In het voorliggende voorstel worden alle zbo’s over één kam geschoren; er wordt geen onderscheid gemaakt tussen de diverse karakters van deze bestuursorganen. Een kaderwet suggereert een hoge mate van wetgevend bereik voor alle zbo’s en dreigt daarmee te algemeen of te specifiek te worden. Hierbij krijgen zbo’s autonomie om een deel van de regelgeving zelf in detail in te vullen. Hoe verhoudt zich dat tot de doelstelling van het kabinet om het aantal regels terug te dringen?

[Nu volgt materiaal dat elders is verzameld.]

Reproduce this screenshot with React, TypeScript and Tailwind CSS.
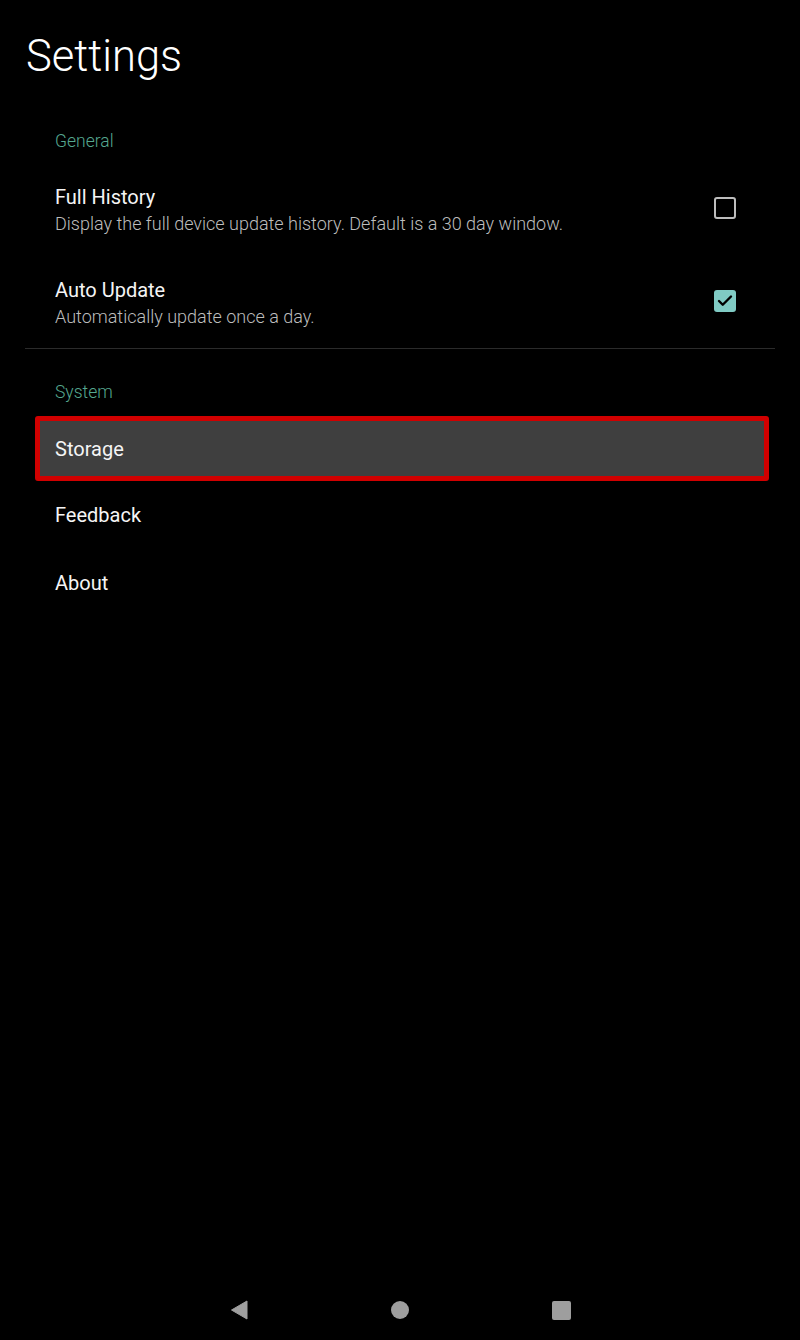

In de brief van de minister van 23 maart 2006 wordt aangegeven dat er optimale transparantie en consistentie van het stelsel van zbo’s moet ontstaan. Artikel 42 van het wetsvoorstel stelt dat binnen een jaar na inwerkingtreding van de wet, de minister verslag doet aan beide Kamers welke zbo’s onder de wet zullen vallen. In navolging hiervan zou volgens de Motie Fierens het kabinet alleen die zbo’s onder de loep nemen die niet onder de door de Kaderwet gestelde criteria vallen. Hierbij zullen huidige zbo’s hun status verliezen. Wat gebeurt er met die organen en de aan hen toevertrouwde taken en bevoegdheden en welke status krijgen zij?

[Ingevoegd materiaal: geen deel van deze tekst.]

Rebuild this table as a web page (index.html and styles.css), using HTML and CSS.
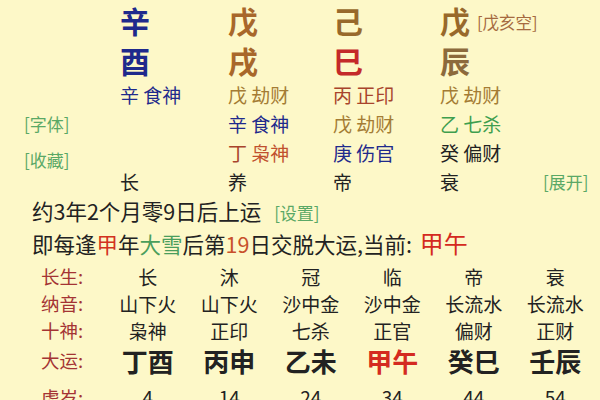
FILE: index.html
```html
<!DOCTYPE html>
<html lang="zh">
<head>
<meta charset="utf-8">
<link rel="stylesheet" href="styles.css">
</head>
<body>
<div class="page">
  <div class="pillars">
    <div class="side"></div>
    <div class="big c-blue">辛</div>
    <div class="big c-brown">戊</div>
    <div class="big c-brown2">己</div>
    <div class="big c-brown2">戊<span class="kong">[戊亥空]</span></div>
    <div class="side"></div>

    <div class="side"></div>
    <div class="big c-blue">酉</div>
    <div class="big c-brown">戌</div>
    <div class="big c-red">巳</div>
    <div class="big c-brown3">辰</div>
    <div class="side"></div>

    <div class="side"></div>
    <div class="sm c-blue">辛 食神</div>
    <div class="sm c-olive">戊 劫财</div>
    <div class="sm c-redbrown">丙 正印</div>
    <div class="sm c-olive">戊 劫财</div>
    <div class="side"></div>

    <div class="side link">[字体]</div>
    <div class="sm"></div>
    <div class="sm c-blue">辛 食神</div>
    <div class="sm c-olive">戊 劫财</div>
    <div class="sm c-green">乙 七杀</div>
    <div class="side"></div>

    <div class="side link low">[收藏]</div>
    <div class="sm"></div>
    <div class="sm"><span class="c-redbrown">丁</span> <span class="c-orange">枭神</span></div>
    <div class="sm c-blue">庚 伤官</div>
    <div class="sm c-black">癸 偏财</div>
    <div class="side"></div>

    <div class="side"></div>
    <div class="sm c-black">长</div>
    <div class="sm c-black">养</div>
    <div class="sm c-black">帝</div>
    <div class="sm c-black">衰</div>
    <div class="side link end">[展开]</div>
  </div>

  <div class="lines">
    <p class="line">约3年2个月零9日后上运 <span class="link set">[设置]</span></p>
    <p class="line">即每逢<span class="hl-red">甲</span>年<span class="hl-green">大雪</span>后第<span class="hl-org">19</span>日交脱大运,当前: <span class="cur">甲午</span></p>
  </div>

  <div class="table">
    <div class="lbl">长生:</div>
    <div class="val">长</div><div class="val">沐</div><div class="val">冠</div><div class="val">临</div><div class="val">帝</div><div class="val">衰</div>

    <div class="lbl">纳音:</div>
    <div class="val">山下火</div><div class="val">山下火</div><div class="val">沙中金</div><div class="val">沙中金</div><div class="val">长流水</div><div class="val">长流水</div>

    <div class="lbl">十神:</div>
    <div class="val">枭神</div><div class="val">正印</div><div class="val">七杀</div><div class="val">正官</div><div class="val">偏财</div><div class="val">正财</div>

    <div class="lbl r-yun">大运:</div>
    <div class="val yun">丁酉</div><div class="val yun">丙申</div><div class="val yun">乙未</div><div class="val yun now">甲午</div><div class="val yun">癸巳</div><div class="val yun">壬辰</div>

    <div class="lbl r-age">虚岁:</div>
    <div class="val age">4</div><div class="val age">14</div><div class="val age">24</div><div class="val age">34</div><div class="val age">44</div><div class="val age">54</div>
  </div>
</div>
</body>
</html>
```

FILE: styles.css
```css
html, body {
  margin: 0;
  padding: 0;
  background: #fdf8c8;
}
body {
  width: 600px;
  height: 400px;
  overflow: hidden;
  font-family: "Noto Sans CJK SC", "Noto Sans", sans-serif;
  color: #222;
}
.page {
  display: flex;
  flex-direction: column;
}
.pillars {
  display: grid;
  grid-template-columns: 120px 108px 105px 107px 107px 53px;
  grid-template-rows: 40px 40px 29px 29px 29px 29px;
}
.big {
  font-size: 30px;
  font-weight: 700;
  line-height: 40px;
  white-space: nowrap;
}
.sm {
  font-size: 19px;
  line-height: 29px;
  white-space: nowrap;
}
.side {
  font-size: 17px;
  line-height: 29px;
  white-space: nowrap;
}
.link { color: #5aa866; }
.pillars .link { padding-left: 24px; }
.pillars .end { padding-left: 0; margin-left: -4px; }
.low { padding-top: 7px; }
.kong {
  font-size: 16.5px;
  font-weight: 400;
  color: #a56a40;
  margin-left: 7px;
  vertical-align: 4px;
}
.c-blue { color: #1f2a8c; }
.c-brown { color: #a8672a; }
.c-brown2 { color: #98692b; }
.c-brown3 { color: #8c6a3c; }
.c-red { color: #c42a2a; }
.c-olive { color: #a47c34; }
.c-redbrown { color: #a8442c; }
.c-green { color: #3e9e4e; }
.c-orange { color: #c0502e; }
.c-black { color: #222; }

.lines {
  padding-left: 32px;
}
.line {
  margin: 0;
  font-size: 21.5px;
  line-height: 30px;
  white-space: nowrap;
}
.set {
  font-size: 17px;
  margin-left: 8px;
}
.hl-red { color: #d2321e; }
.hl-green { color: #4a9e5c; }
.hl-org { color: #c8502a; }
.cur {
  color: #d42a20;
  font-size: 24px;
  margin-left: 3px;
}

.table {
  display: grid;
  grid-template-columns: 107px repeat(6, 81.5px);
  grid-template-rows: 27px 27px 27px 33px 40px;
  padding-top: 4px;
}
.lbl {
  color: #a43434;
  font-size: 18.5px;
  padding-left: 41px;
  line-height: 27px;
  white-space: nowrap;
}
.val {
  text-align: center;
  font-size: 19px;
  line-height: 27px;
  white-space: nowrap;
}
.r-yun { line-height: 33px; }
.yun {
  font-size: 26px;
  font-weight: 700;
  line-height: 33px;
}
.now { color: #d42a20; }
.r-age, .age { line-height: 40px; }
```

De leden van de D66-fractie hebben met belangstelling kennisgenomen van de memorie van antwoord van 8 juli 2002 (nr. 276C), alsmede van de uitkomsten van het schriftelijk overleg dat vanaf 26 mei 2005 (27 426, A) is gevoerd (27 416, B d.d. 4 januari 2006 en 27 416, C d.d. 28 maart 2006). Tevens hebben zij kennisgenomen van de discussies tussen de regering en de Tweede Kamer (25 268) over de toekomst van de zelfstandige bestuursorganen.

Hoewel zich sinds het in 2002 aangenomen wetsvoorstel nadere ontwikkelingen hebben voorgedaan, kunnen de leden van de D66-fractie zich vinden in een voortzetting van de behandeling. Uiteraard moet deze verdere behandeling naar het oordeel van deze leden mede worden gezien in het perspectief van die nadere ontwikkelingen. In dat licht zouden deze leden gaarne vernemen hoe op dit moment de stand van zaken is met betrekking tot de voorbereiding van het in artikel 42 geformuleerde aanmeldingstraject. Daarnaast vragen deze leden zich af welke route het kabinet met het oog op een meer heldere afbakening van de ministeriële verantwoordelijkheid, de aansturing van de departementale aansturing en de doelmatigheid van de zbo’s nu precies voor ogen staat als de voorliggende wet is aangenomen, nu op verzoek van de Tweede Kamer is afgezien van een systematische doorlichting van de bestaande zbo’s.

De voorzitter van de commissie,

Witteveen

De griffier van de commissie,

Nieuwenhuizen


XNoot
1

Samenstelling: Leden: Holdijk (SGP), Van Heukelum (VVD), Luijten (VVD), Pastoor (CDA), Meindertsma (PvdA), Bemelmans-Videc (CDA), (plv. voorzitter), Dölle (CDA), Platvoet (GL), Witteveen (PvdA), (voorzitter) , Hessing (LPF), Ten Hoeve (OSF), Van Raak (SP), Engels (D66).

Plv. leden: Van Middelkoop (CU), Hoekzema (VVD), V.d. Broek-Laman Trip (VVD), Pruiksma (CDA), Van Thijn (PvdA), Lemstra (CDA), Vedder-Wubben (CDA), Thissen (GL), Tan (PvdA), Kox (SP), Schuyer (D66).